Popular open source tools in the data storage area are Hadoop, LakeFS, Cassandra, and Neo4J. These tools provide scalability, robustness and performance in managing and analysing large datasets in various applications.
Data privacy and compliance: This ensures adherence to regulations and ethical considerations. Privacy implements controls to prevent unauthorised access.
Regulatory frameworks such as the European Union’s General Data Protection Regulation (GDPR) and California’s Consumer Privacy Act (CCPA) impose stringent requirements on how businesses collect, process, and safeguard personal data.
Data metrics management: Defining and implementing robust business metrics and key performance indicators (KPIs) to quantify the enterprise-wide impact of data governance is critical to its success. These measures should be clearly articulated, inherently quantifiable, tracked longitudinally, and applied consistently each year to ensure comparability, accountability, and continuous improvement. Some of the metrics monitoring activities are:
- Aligning KPIs to strategic goals (e.g., data-quality gains, reduced time-to-insight, compliance rates, cost savings)

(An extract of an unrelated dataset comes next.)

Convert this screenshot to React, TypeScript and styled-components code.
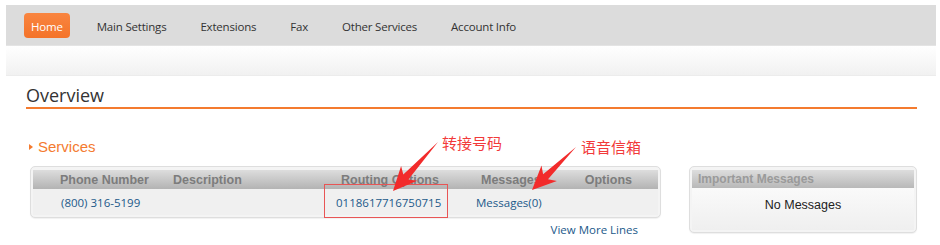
import React from "react";
import styled, { createGlobalStyle } from "styled-components";

const Global = createGlobalStyle`
  html, body { margin: 0; padding: 0; background: #fff; }
  body { font-family: "Open Sans", "Liberation Sans", sans-serif; }
`;

const Page = styled.div`
  position: relative;
  width: 940px;
  height: 245px;
  padding: 5px 4px 0 6px;
  box-sizing: border-box;
  overflow: hidden;
`;

const NavBar = styled.nav`
  height: 40px;
  background: #dcdcdc;
  display: flex;
  align-items: center;
  padding-left: 18px;
  border-bottom: 1px solid #e4e4e4;
`;

const NavItem = styled.a<{ $active?: boolean }>`
  font-family: "Open Sans", sans-serif;
  font-size: 11.5px;
  letter-spacing: -0.2px;
  text-decoration: none;
  color: ${(p) => (p.$active ? "#fff" : "#333")};
  background: ${(p) => (p.$active ? "linear-gradient(#f98540, #f47329)" : "transparent")};
  border-radius: 4px;
  height: 25px;
  line-height: 27px;
  padding: ${(p) => (p.$active ? "0 7px" : "0 17px")};
  margin-right: ${(p) => (p.$active ? "10px" : "0")};
`;

const SubStrip = styled.div`
  height: 29px;
  background: linear-gradient(#ffffff, #f1f1f1);
  border-bottom: 1px solid #ececec;
`;

const Content = styled.div`
  padding: 0 19px 0 20px;
`;

const Title = styled.h1`
  margin: 8px 0 0;
  font-family: "Open Sans", sans-serif;
  font-weight: normal;
  font-size: 18px;
  line-height: 22px;
  color: #333;
  padding-bottom: 1px;
  border-bottom: 2px solid #f47b2f;
`;

const SectionHead = styled.div`
  margin: 29px 0 0 3px;
  display: flex;
  align-items: center;
  gap: 5px;
  font-family: "Liberation Sans", Arial, sans-serif;
  font-size: 15px;
  line-height: 18px;
  color: #f47b2f;
`;

const Triangle = styled.span`
  width: 0;
  height: 0;
  border-top: 3px solid transparent;
  border-bottom: 3px solid transparent;
  border-left: 4px solid #f47b2f;
`;

const Row = styled.div`
  display: flex;
  align-items: flex-start;
  margin-top: 10px;
`;

const LeftCol = styled.div`
  margin-left: 4px;
  width: 631px;
  display: flex;
  flex-direction: column;
`;

const Panel = styled.div<{ $w: number }>`
  width: ${(p) => p.$w}px;
  box-sizing: border-box;
  border: 1px solid #dedede;
  border-radius: 5px;
  padding: 3px 2px 2px 2px;
  background: #f4f4f4;
  box-shadow: 0 1px 1px rgba(0, 0, 0, 0.06);
`;

const Grid = styled.div<{ $head?: boolean }>`
  display: grid;
  grid-template-columns: 113px 163px 140px 1fr;
  padding-left: 27px;
  align-items: center;
  height: ${(p) => (p.$head ? "19px" : "26px")};
  background: ${(p) => (p.$head ? "linear-gradient(#dddddd, #b3b3b3)" : "#f0f0f0")};
`;

const HeadCell = styled.div<{ $shift?: number }>`
  font-family: "Liberation Sans", Arial, sans-serif;
  font-weight: bold;
  font-size: 12.5px;
  color: #7c7c7c;
  padding-left: ${(p) => p.$shift ?? 0}px;
  white-space: nowrap;
`;

const HeadPair = styled(HeadCell)`
  display: flex;
  gap: 44px;
`;

const DataCell = styled.div<{ $shift?: number }>`
  font-family: "Open Sans", sans-serif;
  font-size: 11.5px;
  color: #22598a;
  padding-left: ${(p) => p.$shift ?? 0}px;
  white-space: nowrap;
`;

const MoreLink = styled.a`
  align-self: flex-end;
  margin: 4px 23px 0 0;
  font-family: "Open Sans", sans-serif;
  font-size: 11.5px;
  color: #22598a;
  text-decoration: none;
`;

const SidePanelWrap = styled.div`
  margin-left: 28px;
`;

const SideHead = styled.div`
  height: 18px;
  line-height: 18px;
  padding-left: 6px;
  background: linear-gradient(#dddddd, #b8b8b8);
  font-family: "Liberation Sans", Arial, sans-serif;
  font-weight: bold;
  font-size: 12px;
  color: #9a9a9a;
`;

const SideBody = styled.div`
  height: 42px;
  display: flex;
  justify-content: center;
  padding-top: 10px;
  box-sizing: border-box;
  background: linear-gradient(#fafafa, #efefef);
  font-family: "Liberation Sans", Arial, sans-serif;
  font-size: 12.5px;
  color: #222;
`;

const Overlay = styled.div`
  position: absolute;
  inset: 0;
  pointer-events: none;
`;

const RedBox = styled.div`
  position: absolute;
  left: 324px;
  top: 184px;
  width: 124px;
  height: 34px;
  border: 1.5px solid #e85555;
  box-sizing: border-box;
`;

const Note = styled.div<{ $x: number; $y: number }>`
  position: absolute;
  left: ${(p) => p.$x}px;
  top: ${(p) => p.$y}px;
  font-family: "Noto Sans CJK SC", sans-serif;
  font-size: 15px;
  line-height: 18px;
  color: #f23a3a;
`;

const ArrowSvg = styled.svg`
  position: absolute;
  left: 0;
  top: 0;
`;

function arrow(tx: number, ty: number, tipX: number, tipY: number) {
  const dx = tipX - tx;
  const dy = tipY - ty;
  const len = Math.hypot(dx, dy);
  const ux = dx / len;
  const uy = dy / len;
  const px = -uy;
  const py = ux;
  const headLen = 24;
  const headW = 11;
  const shaftW = 3.5;
  const bx = tipX - ux * headLen;
  const by = tipY - uy * headLen;
  const nx = tipX - ux * (headLen - 5);
  const ny = tipY - uy * (headLen - 5);
  const pts = [
    [tx, ty],
    [nx + px * shaftW, ny + py * shaftW],
    [bx + px * headW, by + py * headW],
    [tipX, tipY],
    [bx - px * headW, by - py * headW],
    [nx - px * shaftW, ny - py * shaftW],
  ];
  return pts.map((p) => p.map((v) => v.toFixed(1)).join(",")).join(" ");
}

export default function App() {
  return (
    <>
      <Global />
      <Page>
        <NavBar>
          <NavItem $active>Home</NavItem>
          <NavItem>Main Settings</NavItem>
          <NavItem>Extensions</NavItem>
          <NavItem>Fax</NavItem>
          <NavItem>Other Services</NavItem>
          <NavItem>Account Info</NavItem>
        </NavBar>
        <SubStrip />
        <Content>
          <Title>Overview</Title>
          <SectionHead>
            <Triangle />
            Services
          </SectionHead>
          <Row>
            <LeftCol>
              <Panel $w={631}>
                <Grid $head>
                  <HeadCell>Phone Number</HeadCell>
                  <HeadCell>Description</HeadCell>
                  <HeadCell $shift={5}>Routing Options</HeadCell>
                  <HeadPair $shift={5}>
                    <span>Messages</span>
                    <span>Options</span>
                  </HeadPair>
                </Grid>
                <Grid>
                  <DataCell $shift={1}>(800) 316-5199</DataCell>
                  <DataCell />
                  <DataCell>0118617716750715</DataCell>
                  <DataCell>Messages(0)</DataCell>
                </Grid>
              </Panel>
              <MoreLink>View More Lines</MoreLink>
            </LeftCol>
            <SidePanelWrap>
              <Panel $w={228}>
                <SideHead>Important Messages</SideHead>
                <SideBody>No Messages</SideBody>
              </Panel>
            </SidePanelWrap>
          </Row>
        </Content>
        <Overlay>
          <RedBox />
          <ArrowSvg width="940" height="245">
            <polygon points={arrow(438, 142, 393, 191)} fill="#f22b2b" />
            <polygon points={arrow(576, 147, 532, 190)} fill="#f22b2b" />
          </ArrowSvg>
          <Note $x={442} $y={134}>转接号码</Note>
          <Note $x={581} $y={138}>语音信箱</Note>
        </Overlay>
      </Page>
    </>
  );
}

- Leveraging real-time dashboards for ongoing visibility
- Conducting annual KPI reviews to recalibrate targets and processes as the organisation evolves
Data governance ensures consistent, accurate, and trustworthy data across the enterprise, enabling smarter and more informed decisions. It enhances data integrity, reduces duplication, and improves productivity by streamlining data management. Centralised control helps lower data management costs, reduce data breaches, and optimise data storage. Governance also builds trust in data quality, promotes reuse, and ensures compliance with regulations such as GDPR, CCPA, HIPAA, and PCI-DSS.
Data governance is not a one-time activity — it’s a journey. Also, it is not optional but mandatory. Effective data governance is a collection of processes, people, policies, standards, and metrics that ensure the effective and efficient use of data in enabling an enterprise to achieve its goals. By implementing data governance best practices, enterprises can ensure that they are maximising the value of their data.